Um Grito no Escuro (A Cry in the Dark – 1988)
Nenhum corpo, motivo ou arma. Os fatos, no caso australiano real do crime que envolveu Lindy e Michael Chamberlain, não se encaixam. Mas outras coisas sim: intolerância com a religião do casal. Um argumento retórico tomado como fato. E uma histeria que pareceu, em plenos anos 80, a caça às bruxas de Salem. Lindy vive um pesadelo e ainda precisa suportar uma farsa montada no tribunal e na mídia.
Ao rever após vários anos, fiquei impressionado com a relevância atemporal do filme dirigido por Fred Schepisi, um poderoso soco no estômago daquela parcela irresponsável da imprensa que se nutre de sangue e lágrimas, promovendo circos públicos no intuito de vender mais jornais ou conquistar melhores índices de audiência.

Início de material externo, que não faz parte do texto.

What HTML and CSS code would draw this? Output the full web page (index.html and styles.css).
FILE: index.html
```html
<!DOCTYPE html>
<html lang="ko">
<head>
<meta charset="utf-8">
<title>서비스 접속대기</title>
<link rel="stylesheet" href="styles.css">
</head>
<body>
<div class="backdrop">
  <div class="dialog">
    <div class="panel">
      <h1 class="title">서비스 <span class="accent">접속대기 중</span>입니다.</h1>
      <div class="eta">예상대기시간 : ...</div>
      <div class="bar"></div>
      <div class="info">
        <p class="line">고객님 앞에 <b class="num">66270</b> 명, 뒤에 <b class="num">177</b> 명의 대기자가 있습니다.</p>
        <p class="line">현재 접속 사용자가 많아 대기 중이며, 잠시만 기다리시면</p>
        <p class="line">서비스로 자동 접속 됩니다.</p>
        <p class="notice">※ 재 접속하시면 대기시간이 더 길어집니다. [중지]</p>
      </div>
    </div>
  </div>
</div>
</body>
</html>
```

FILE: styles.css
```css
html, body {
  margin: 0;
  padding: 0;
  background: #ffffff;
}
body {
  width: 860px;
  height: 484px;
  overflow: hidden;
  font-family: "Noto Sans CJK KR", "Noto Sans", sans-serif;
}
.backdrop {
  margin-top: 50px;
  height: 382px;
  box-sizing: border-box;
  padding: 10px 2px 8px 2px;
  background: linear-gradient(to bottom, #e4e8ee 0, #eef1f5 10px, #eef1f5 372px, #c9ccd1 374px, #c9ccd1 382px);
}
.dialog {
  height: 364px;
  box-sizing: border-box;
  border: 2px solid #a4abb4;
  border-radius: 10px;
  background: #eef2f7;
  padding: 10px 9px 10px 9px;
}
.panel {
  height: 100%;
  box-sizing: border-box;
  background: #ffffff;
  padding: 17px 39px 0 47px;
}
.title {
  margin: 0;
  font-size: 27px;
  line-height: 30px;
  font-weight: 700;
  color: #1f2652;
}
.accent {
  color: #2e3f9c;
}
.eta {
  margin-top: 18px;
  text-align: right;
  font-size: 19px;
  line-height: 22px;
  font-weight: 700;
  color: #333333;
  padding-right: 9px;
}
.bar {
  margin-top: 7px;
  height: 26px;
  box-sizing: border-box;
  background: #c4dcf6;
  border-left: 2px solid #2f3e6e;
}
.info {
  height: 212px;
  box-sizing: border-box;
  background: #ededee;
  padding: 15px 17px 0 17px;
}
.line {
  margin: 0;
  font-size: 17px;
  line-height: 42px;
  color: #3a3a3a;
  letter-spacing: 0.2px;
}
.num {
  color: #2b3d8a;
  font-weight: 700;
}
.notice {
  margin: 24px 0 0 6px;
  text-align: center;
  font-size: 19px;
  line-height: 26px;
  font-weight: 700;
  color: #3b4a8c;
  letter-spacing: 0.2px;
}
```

O roteiro se desenrola na estrutura convencional dos dramas de tribunal, com Meryl Streep, em momento inspirado, reservando toda a revolta de sua personagem nos olhos, evidenciando a naturalidade de suas atitudes imediatamente posteriores à tragédia, uma ingenuidade que foi utilizada implacavelmente pelos jornalistas. Este é o foco da trama, o elemento que evitou que o produto ficasse datado.
A obsessão da mídia no caso foi brutal, com todos os programas de variedades tentando extrair de suas plateias uma reação, formadores de opiniões equivocadas e imediatistas. Como o sensorialmente morno não impede que o espectador troque de canal ou largue o jornal na mesa e procure outra forma de entretenimento, eles gradualmente manipularam as matérias para incitarem reações extremas, no caso, o ódio.
Como o marido, vivido por Sam Neill, exercia uma vida de dedicação à sua crença religiosa adventista, não demorou muito para que os jornalistas estimulassem no público a possibilidade de que a bebê tivesse sido sacrificada pela mãe em um ritual.
A justiça, trabalhando ainda sem o clamor popular, acreditou na óbvia inocência do casal, que era visto pelo povo com simpatia, mas a imprensa não descansou enquanto não arruinasse a vida dos dois, fazendo com que a opinião pública se virasse contra uma mãe desesperada.
A forma como o roteiro, do próprio diretor, insere frequentemente a opinião de pessoas comuns, que analisam o evento codificado pelos interessados no caos, mas com discursos rasos alicerçados em verdades absolutas, como se conhecessem intimamente aqueles estranhos, traz ainda mais profundidade à questão central.
Após a sessão, fica a reflexão do quão perigoso é julgar sem fatos. O erro da certeza que nasce após a leitura de uma manchete sensacionalista, algo tão atual em nossa realidade imersa nas redes sociais.